* Start WORKING DATA *

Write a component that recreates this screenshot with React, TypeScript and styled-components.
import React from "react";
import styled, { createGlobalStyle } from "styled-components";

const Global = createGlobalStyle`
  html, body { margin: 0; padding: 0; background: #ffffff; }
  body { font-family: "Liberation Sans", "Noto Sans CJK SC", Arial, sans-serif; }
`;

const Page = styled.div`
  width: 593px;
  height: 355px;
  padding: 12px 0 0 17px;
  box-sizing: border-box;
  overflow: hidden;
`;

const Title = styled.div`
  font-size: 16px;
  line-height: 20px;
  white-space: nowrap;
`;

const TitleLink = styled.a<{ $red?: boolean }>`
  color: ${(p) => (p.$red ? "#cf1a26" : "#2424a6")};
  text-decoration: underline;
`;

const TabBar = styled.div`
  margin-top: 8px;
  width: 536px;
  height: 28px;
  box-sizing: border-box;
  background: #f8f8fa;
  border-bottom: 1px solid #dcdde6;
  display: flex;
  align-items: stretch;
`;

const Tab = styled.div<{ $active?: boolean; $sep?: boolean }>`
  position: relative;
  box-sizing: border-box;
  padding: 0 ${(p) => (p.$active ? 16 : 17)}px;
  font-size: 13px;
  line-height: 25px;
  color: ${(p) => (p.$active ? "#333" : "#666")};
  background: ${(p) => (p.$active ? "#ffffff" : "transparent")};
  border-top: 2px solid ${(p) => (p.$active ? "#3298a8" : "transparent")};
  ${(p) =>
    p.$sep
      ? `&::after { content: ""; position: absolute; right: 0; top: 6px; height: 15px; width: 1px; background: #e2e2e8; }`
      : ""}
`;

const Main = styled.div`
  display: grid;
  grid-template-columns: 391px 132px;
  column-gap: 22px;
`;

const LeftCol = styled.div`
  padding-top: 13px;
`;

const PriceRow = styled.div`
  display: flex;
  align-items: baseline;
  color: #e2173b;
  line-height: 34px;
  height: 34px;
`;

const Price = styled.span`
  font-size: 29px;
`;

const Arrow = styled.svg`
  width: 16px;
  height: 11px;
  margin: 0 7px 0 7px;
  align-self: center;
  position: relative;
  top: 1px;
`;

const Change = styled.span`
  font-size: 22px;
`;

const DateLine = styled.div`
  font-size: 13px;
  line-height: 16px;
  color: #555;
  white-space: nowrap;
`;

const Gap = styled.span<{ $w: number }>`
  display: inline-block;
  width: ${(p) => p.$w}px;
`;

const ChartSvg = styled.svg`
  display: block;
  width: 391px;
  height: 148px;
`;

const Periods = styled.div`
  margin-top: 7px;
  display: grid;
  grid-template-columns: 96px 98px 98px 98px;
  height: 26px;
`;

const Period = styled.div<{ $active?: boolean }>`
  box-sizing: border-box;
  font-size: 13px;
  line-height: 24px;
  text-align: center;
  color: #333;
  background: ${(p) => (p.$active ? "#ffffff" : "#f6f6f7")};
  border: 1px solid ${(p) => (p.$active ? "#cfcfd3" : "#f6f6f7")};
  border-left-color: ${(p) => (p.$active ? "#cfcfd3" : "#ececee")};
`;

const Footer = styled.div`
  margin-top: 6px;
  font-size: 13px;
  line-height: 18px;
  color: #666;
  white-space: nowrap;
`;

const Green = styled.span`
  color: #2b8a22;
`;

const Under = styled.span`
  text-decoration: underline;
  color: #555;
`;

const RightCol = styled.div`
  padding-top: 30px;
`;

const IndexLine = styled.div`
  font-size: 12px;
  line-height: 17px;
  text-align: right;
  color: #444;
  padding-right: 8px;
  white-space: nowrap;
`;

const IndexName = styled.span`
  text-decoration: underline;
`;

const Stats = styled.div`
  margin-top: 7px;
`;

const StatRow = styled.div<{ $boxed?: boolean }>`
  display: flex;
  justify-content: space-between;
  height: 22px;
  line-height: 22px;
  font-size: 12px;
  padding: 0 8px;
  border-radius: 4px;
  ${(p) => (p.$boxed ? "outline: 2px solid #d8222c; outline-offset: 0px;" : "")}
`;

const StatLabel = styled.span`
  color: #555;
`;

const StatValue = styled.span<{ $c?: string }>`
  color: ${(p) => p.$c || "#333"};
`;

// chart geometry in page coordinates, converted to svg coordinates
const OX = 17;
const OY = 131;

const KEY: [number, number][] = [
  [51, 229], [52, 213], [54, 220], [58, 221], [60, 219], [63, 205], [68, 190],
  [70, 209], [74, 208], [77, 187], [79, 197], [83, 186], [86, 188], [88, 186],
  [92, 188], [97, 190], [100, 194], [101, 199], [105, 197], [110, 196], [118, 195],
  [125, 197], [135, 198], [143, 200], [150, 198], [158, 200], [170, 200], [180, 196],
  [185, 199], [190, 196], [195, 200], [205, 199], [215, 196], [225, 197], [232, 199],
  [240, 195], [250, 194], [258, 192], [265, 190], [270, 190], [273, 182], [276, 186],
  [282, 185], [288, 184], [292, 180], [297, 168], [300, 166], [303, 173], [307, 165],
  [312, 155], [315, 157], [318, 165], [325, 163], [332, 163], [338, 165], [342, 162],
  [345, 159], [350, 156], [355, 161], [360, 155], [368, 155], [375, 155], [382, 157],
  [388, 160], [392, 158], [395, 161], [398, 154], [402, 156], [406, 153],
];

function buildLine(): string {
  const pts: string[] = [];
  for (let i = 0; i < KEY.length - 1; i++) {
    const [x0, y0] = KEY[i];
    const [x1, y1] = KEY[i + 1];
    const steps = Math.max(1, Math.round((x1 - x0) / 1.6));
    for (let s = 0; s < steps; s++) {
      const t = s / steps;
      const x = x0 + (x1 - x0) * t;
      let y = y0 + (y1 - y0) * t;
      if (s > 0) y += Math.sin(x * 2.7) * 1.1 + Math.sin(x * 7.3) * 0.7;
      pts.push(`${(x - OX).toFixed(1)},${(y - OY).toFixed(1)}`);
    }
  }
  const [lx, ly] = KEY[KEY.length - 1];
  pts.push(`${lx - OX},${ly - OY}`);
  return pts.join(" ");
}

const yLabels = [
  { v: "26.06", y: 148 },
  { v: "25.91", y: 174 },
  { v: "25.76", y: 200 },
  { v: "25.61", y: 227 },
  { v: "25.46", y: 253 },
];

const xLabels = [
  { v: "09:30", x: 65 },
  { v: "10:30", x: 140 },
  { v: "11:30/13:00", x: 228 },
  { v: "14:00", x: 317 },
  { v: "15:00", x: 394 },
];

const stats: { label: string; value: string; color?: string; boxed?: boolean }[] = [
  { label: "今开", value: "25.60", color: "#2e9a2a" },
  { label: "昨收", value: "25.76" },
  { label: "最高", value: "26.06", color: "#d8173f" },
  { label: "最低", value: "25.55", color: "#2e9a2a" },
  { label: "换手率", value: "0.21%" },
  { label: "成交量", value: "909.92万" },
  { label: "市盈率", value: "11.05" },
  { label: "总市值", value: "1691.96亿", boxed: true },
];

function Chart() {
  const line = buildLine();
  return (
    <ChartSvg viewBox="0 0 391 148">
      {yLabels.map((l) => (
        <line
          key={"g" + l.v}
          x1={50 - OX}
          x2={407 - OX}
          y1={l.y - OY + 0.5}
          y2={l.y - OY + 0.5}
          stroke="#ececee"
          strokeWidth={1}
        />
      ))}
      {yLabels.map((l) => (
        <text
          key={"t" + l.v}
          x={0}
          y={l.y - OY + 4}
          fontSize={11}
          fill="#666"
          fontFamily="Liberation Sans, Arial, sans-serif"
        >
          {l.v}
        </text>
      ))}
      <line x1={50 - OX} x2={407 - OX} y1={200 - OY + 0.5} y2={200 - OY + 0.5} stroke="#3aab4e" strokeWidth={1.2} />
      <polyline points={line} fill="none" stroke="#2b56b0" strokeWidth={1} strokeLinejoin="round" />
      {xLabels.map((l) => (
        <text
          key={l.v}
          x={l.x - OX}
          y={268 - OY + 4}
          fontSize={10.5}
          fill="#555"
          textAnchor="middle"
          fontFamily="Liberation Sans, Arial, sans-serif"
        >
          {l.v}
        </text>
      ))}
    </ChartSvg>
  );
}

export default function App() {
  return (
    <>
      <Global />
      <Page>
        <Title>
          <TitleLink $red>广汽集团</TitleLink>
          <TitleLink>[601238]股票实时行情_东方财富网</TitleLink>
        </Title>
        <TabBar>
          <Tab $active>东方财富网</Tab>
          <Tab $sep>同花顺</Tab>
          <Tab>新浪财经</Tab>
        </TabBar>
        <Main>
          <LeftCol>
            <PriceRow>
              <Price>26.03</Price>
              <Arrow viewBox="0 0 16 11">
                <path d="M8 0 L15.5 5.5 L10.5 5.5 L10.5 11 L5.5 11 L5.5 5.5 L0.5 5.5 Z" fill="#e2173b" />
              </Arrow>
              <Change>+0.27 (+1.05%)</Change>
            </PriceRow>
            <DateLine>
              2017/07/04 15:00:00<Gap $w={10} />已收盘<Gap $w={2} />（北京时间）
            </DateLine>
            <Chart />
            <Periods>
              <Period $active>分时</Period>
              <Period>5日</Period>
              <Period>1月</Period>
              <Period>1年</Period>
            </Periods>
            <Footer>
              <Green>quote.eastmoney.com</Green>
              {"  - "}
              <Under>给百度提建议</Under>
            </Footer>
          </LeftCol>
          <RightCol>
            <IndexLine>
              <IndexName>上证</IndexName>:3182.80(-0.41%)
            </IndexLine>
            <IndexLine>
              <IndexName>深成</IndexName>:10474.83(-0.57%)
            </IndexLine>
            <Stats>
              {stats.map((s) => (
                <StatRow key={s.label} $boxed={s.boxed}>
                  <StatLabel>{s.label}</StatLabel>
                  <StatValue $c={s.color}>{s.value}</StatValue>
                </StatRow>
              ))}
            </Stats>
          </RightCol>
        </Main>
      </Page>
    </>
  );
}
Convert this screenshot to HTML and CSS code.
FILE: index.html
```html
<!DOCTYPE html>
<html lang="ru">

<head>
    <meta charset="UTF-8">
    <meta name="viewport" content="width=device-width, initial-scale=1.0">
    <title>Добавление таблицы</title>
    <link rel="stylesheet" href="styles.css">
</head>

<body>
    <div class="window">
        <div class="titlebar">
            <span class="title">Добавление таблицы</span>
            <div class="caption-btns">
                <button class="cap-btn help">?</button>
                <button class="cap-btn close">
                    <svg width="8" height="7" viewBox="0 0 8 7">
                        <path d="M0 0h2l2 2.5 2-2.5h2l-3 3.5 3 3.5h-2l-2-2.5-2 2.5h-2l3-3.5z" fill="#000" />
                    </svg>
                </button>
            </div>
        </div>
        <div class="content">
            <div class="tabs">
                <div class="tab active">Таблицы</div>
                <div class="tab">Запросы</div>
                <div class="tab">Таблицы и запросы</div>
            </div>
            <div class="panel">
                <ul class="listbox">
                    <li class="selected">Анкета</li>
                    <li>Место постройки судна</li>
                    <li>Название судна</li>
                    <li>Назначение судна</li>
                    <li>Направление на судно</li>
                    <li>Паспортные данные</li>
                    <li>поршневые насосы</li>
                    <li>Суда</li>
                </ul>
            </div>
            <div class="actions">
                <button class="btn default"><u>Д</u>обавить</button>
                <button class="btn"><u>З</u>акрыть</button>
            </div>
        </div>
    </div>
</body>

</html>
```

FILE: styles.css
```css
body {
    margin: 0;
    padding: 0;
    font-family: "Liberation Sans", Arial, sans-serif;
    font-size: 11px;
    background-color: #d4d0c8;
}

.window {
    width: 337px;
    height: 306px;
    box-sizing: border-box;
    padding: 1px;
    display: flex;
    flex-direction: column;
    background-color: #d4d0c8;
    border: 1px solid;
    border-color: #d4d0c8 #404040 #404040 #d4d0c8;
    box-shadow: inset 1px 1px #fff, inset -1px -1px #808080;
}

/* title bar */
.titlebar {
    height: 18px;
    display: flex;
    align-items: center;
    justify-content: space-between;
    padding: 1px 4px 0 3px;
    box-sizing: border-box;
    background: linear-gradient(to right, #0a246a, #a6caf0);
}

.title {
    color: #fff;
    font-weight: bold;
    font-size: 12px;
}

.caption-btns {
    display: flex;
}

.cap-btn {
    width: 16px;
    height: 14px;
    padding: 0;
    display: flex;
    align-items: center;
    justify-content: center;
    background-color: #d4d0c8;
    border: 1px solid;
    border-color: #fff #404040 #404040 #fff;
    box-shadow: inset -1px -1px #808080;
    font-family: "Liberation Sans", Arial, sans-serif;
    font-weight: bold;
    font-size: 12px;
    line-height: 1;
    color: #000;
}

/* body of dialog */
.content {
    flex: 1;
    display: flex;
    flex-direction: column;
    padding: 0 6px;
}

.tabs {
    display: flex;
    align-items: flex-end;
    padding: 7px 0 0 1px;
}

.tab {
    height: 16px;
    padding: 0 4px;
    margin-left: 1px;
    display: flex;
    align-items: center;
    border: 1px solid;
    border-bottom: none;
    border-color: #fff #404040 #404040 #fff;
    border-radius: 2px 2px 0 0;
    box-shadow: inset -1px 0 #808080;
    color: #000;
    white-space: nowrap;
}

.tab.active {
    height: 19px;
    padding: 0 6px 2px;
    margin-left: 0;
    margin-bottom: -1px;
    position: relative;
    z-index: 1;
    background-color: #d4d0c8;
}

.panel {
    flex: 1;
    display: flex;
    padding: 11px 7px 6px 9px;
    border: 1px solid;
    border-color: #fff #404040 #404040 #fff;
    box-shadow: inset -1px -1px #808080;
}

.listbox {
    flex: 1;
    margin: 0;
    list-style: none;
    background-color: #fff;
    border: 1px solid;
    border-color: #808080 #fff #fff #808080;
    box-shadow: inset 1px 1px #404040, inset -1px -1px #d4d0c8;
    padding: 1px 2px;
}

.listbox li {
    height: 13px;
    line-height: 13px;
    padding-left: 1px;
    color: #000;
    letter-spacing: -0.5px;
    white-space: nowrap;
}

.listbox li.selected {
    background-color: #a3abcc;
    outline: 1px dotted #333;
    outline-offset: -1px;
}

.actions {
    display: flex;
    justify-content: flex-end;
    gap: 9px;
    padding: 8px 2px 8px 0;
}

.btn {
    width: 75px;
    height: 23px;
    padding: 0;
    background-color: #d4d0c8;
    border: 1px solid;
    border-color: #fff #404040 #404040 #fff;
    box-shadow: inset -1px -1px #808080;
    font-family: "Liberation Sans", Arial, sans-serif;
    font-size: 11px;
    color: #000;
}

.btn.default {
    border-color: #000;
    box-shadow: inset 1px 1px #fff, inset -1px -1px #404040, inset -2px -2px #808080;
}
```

* End WORKING DATA *

• **REQUIRED TASK**:
Select every line in the records above that contains the word "React".

• **TASK SOLUTION**:
Write a component that recreates this screenshot with React, TypeScript and styled-components.
import React from "react";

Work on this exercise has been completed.